I know there are those who say abortion is ‘unnatural’. I say that is bullshit. Nature is humanity using our natural human brains to find solutions to our natural problems and yes, an unwanted pregnancy is a problem. Texas and Louisiana are two famously “family values” anti-choice states of our union who also happen to share the distinction of having the highest rates of mothers and/or fathers who kill their living children. And just because I can I must mention here that Texas also wins in the thrice married category (as in they have the highest percentage of persons who have been married three times) as well as leading in the number of executions vis-à-vis the death penalty. Pro-life indeed. And what is strictly natural about penile implants for ED, or breast implants, gastric by-pass or face lifts? But you can’t get people riled up about those elective procedures, now can you? But women’s sexuality, women making informed choices about when they become mothers, a minimum eighteen-year commitment – sacre bleu! And let’s not even get started on how freaked out too many idiots get about giving our children the information they need and more than that deserve about sex, sexuality and birth control. Stupid, stupid, stupid.

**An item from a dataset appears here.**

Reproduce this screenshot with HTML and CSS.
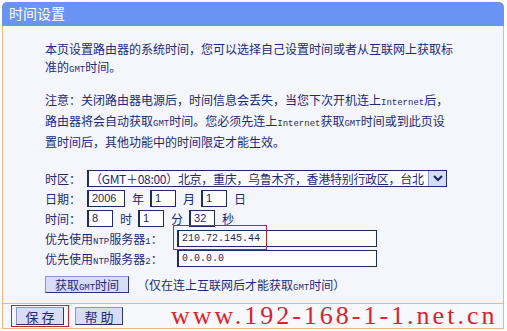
FILE: index.html
```html
<!DOCTYPE html>
<html lang="zh-CN">
<head>
  <meta charset="UTF-8">
  <meta name="viewport" content="width=device-width, initial-scale=1.0">
  <title>时间设置</title>
  <link rel="stylesheet" href="styles.css">
</head>
<body>
  <div class="panel">
    <div class="title">时间设置</div>
    <div class="content">
      <p class="intro">本页设置路由器的系统时间，您可以选择自己设置时间或者从互联网上获取标<br>准的<span class="lat">GMT</span>时间。</p>
      <p class="note">注意：关闭路由器电源后，时间信息会丢失，当您下次开机连上<span class="lat">Internet</span>后，<br>路由器将会自动获取<span class="lat">GMT</span>时间。您必须先连上<span class="lat">Internet</span>获取<span class="lat">GMT</span>时间或到此页设<br>置时间后，其他功能中的时间限定才能生效。</p>

      <div class="form">
        <div class="row">
          <span class="label">时区：</span>
          <div class="select">
            <span class="select-text">（GMT＋08:00）北京，重庆，乌鲁木齐，香港特别行政区，台北</span>
            <span class="arrow">
              <svg width="12" height="8" viewBox="0 0 12 8"><path d="M2 2 L6 6 L10 2" fill="none" stroke="#1c2660" stroke-width="2.2"/></svg>
            </span>
          </div>
        </div>
        <div class="row">
          <span class="label">日期：</span>
          <input class="box box-year" value="2006">
          <span class="unit">年</span>
          <input class="box" value="1">
          <span class="unit">月</span>
          <input class="box" value="1">
          <span class="unit">日</span>
        </div>
        <div class="row">
          <span class="label">时间：</span>
          <input class="box" value="8">
          <span class="unit">时</span>
          <input class="box" value="1">
          <span class="unit">分</span>
          <input class="box" value="32">
          <span class="unit">秒</span>
        </div>
        <div class="row ntp-row">
          <span class="label label-wide">优先使用<span class="lat">NTP</span>服务器<span class="lat">1</span>：</span>
          <input class="box box-ip" value="210.72.145.44">
          <span class="mark"></span>
        </div>
        <div class="row">
          <span class="label label-wide">优先使用<span class="lat">NTP</span>服务器<span class="lat">2</span>：</span>
          <input class="box box-ip" value="0.0.0.0">
        </div>
        <div class="row row-btn">
          <button class="btn btn-gmt">获取<span class="lat">GMT</span>时间</button>
          <span class="hint">（仅在连上互联网后才能获取<span class="lat">GMT</span>时间）</span>
        </div>
      </div>
    </div>
    <div class="footer">
      <span class="ring"><button class="btn btn-foot">保 存</button></span>
      <button class="btn btn-foot">帮 助</button>
      <span class="watermark">www.192-168-1-1.net.cn</span>
    </div>
  </div>
</body>
</html>
```

FILE: styles.css
```css
* {
  box-sizing: border-box;
}

body {
  margin: 0;
  padding: 2px 3px 0 2px;
  background: #fff;
  font-family: "Noto Sans CJK SC", "Noto Sans", sans-serif;
  font-size: 12px;
  color: #1b2a7c;
}

.panel {
  width: 502px;
}

.title {
  height: 24px;
  line-height: 23px;
  padding-left: 7px;
  background: #6a94f4;
  color: #fff;
  font-size: 14px;
  border-radius: 5px 5px 0 0;
}

.content {
  background: #f5f6fb;
  border-left: 1px solid #f2b57c;
  border-right: 1px solid #f2b57c;
  padding: 14px 0 18px 42px;
  height: 277px;
}

p {
  margin: 0;
  line-height: 18px;
  white-space: nowrap;
}

.note {
  margin-top: 12px;
}

.lat {
  font-family: "Liberation Mono", monospace;
  font-size: 9px;
}

.form {
  margin-top: 17px;
}

.row {
  display: flex;
  align-items: center;
  height: 20px;
}

.label {
  width: 42px;
  white-space: nowrap;
}

.label-wide {
  width: 132px;
}

.select {
  display: flex;
  align-items: center;
  width: 360px;
  height: 17px;
  background: #fff;
  border: 1px solid #1e2c66;
  border-left-width: 2px;
}

.select-text {
  flex: 1;
  padding-left: 1px;
  letter-spacing: -0.3px;
  white-space: nowrap;
  overflow: hidden;
}

.arrow {
  display: flex;
  align-items: center;
  justify-content: center;
  width: 18px;
  height: 15px;
  background: #d4ddf4;
  border-left: 1px solid #8a9ad0;
}

.box {
  width: 26px;
  height: 17px;
  padding: 0 0 0 3px;
  border: 1px solid #1e2c66;
  border-left-width: 2px;
  background: #fff;
  font-family: "Liberation Sans", sans-serif;
  font-size: 11px;
  color: #1b2a5a;
  outline: none;
}

.box-year {
  width: 38px;
}

.unit {
  margin: 0 6px 0 7px;
}

.box-ip {
  width: 200px;
  font-family: "Liberation Mono", monospace;
  font-size: 10px;
}

.ntp-row {
  position: relative;
}

.mark {
  position: absolute;
  left: 128px;
  top: -3px;
  width: 94px;
  height: 25px;
  border: 1px solid #c4262c;
}

.row-btn {
  margin-top: 6px;
}

.btn {
  height: 17px;
  padding: 0;
  background: #d8dcf5;
  border: 1px solid #2b3372;
  border-top-color: #8c94c8;
  border-left-color: #8c94c8;
  font-family: "Noto Sans CJK SC", sans-serif;
  font-size: 12px;
  color: #1b2a7c;
  line-height: 15px;
}

.btn-gmt {
  width: 84px;
}

.hint {
  margin-left: 8px;
}

.footer {
  display: flex;
  align-items: center;
  height: 26px;
  padding-left: 8px;
  background: #f7f8fc;
  border: 1px solid #f2b57c;
}

.ring {
  display: flex;
  padding: 1px 4px 1px 4px;
  border: 1px solid #c4262c;
}

.btn-foot {
  width: 48px;
  height: 18px;
  font-size: 13px;
}

.ring + .btn-foot {
  margin-left: 6px;
}

.watermark {
  margin-left: 48px;
  font-family: "Liberation Serif", serif;
  font-size: 26px;
  letter-spacing: 3px;
  color: #e0202a;
  white-space: nowrap;
  line-height: 24px;
}
```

Speaking of stupid: there I was one year almost to the day after my first abortion when it happened again. I was puking my guts out 24/7, only this time I knew what was going on almost immediately – within 48 hours – after once again having unprotected sex. How could this happen!? Oh right, I had unprotected sex. What the what? I had been counseled about going on the pill by the very nice people at Planned Parenthood yet stupidly insisted that I would not ‘fall’ again. I would meet Prince Charming or at least I knew, I hoped, that I would meet a man who respected me enough to work with me as my partner on this, who would have a stake in being ‘safe’, in protecting both of us, even in this, circa 1985, vaguely innocent, nascent AIDS era.
As I write this, my former naiveté both pains and amuses me. Men, in my experience, don’t feel particularly responsible for birth control; after all, they don’t get pregnant, they don’t go through morning sickness and they can’t at bottom relate to women’s sexual and reproductive experience in any way, shape or form. Similarly, I can’t relate to the pain of, for example, erectile dysfunction, although I empathize: gosh, that’s gotta suck, not my problem though, and there’s a shitload of meds the expense for which, unlike abortions, almost every single insurance company in these great United States will cover in full. So, sure, I feel for you but I can’t really, truly, feel your pain. How could I? I don’t have a penis and by the way, Mr. Freud, I don’t and never did want one either – although I am almost 100% sure that men, the vast majority, want breasts. This inability to fully know what it means to be a man because I am not one is yet another reason why I wish men, all men, would shut the fuck up about abortion. You cannot relate, you cannot know, boys, so shut up unless you will, without reservation, support abortion, sex education and rational thought on the subject of human sexuality as in a one-hundred-eighty-degree turn from the policies of conservative America.


And so yes, it happened again. I became pregnant for a second time. I was young, arrogant, stupid, naïve and I continued to be in denial about who I was and what I hoped to be, which was still – even, unbelievably, post-abortion numero uno – a young woman who was a virgin when she married. This defies logic, intelligence and reason, but we are unreasonable, insane even, when we cannot be who we are without shame. Ah, now there’s a word: shame. It is shaming to not know how to be who we are, and to be completely ignorant about something as essential as our bodies, our sexuality, ourselves. It is shaming to have false, impossible ideals held up as the only way to be when our own nature calls us to another way. My darling dad was a horny devil, an appreciator of women for his entire life and I am like him, a horny devil who cannot not appreciate a sexy man; I just cannot do it and I love, love, love, love, love sex. That’s a naturally occurring part of who I am. Now my dad was, as per my mom’s pronouncements, also a virgin when they married. Uh, nope. I found this out right after my mother died when talking to him about one of his grandchildren, a wonderful young woman then ‘living in sin’ with her fiancé. Living in sin was my mother’s characterization had she still been alive to say it and say it jokingly but, in that way when our jokes reveal our innermost and truest thoughts and beliefs. So, there you have it, my dad had kept his silence, again, as prior to going overseas with the Army, he’d visited a few ‘ladies of the night’ in NYC and, as he so succinctly put it, ‘Thank God I did, otherwise no one would have known what to do on our wedding night!’
I loved my dad. I wish I had known this when I was twenty, it might have helped me feel less like crap about having sex before marriage. I wish all parents would see that being honest with their kids, educating them realistically about sex, about birth control and their bodies, is the only way to be. I had my second abortion and then avoided men and sex for about three very long, very frustrated as hell years. This was also not a solution for me. I learned how to take care of myself but will forever be grateful that a right, my right, to abortion saved me, saved me from being and becoming a mother at a time when I wasn’t able to yet take care of myself. If you can’t take care of something as basic as birth control, as I couldn’t, please, please, please think twenty times – think a hundred times – before having a child. And let’s empower our young women to be aware of all of their options and teach young men (and old) to realize that the way they treat their partners, girlfriends and wives is a direct reflection of the way they feel about themselves, no matter the gender gap. Respect women and the choices they need to make, boys, because you don’t and can’t understand. And let’s keep abortion legal, safe and accessible to all women, regardless of income. Abortion is good and that’s the truth.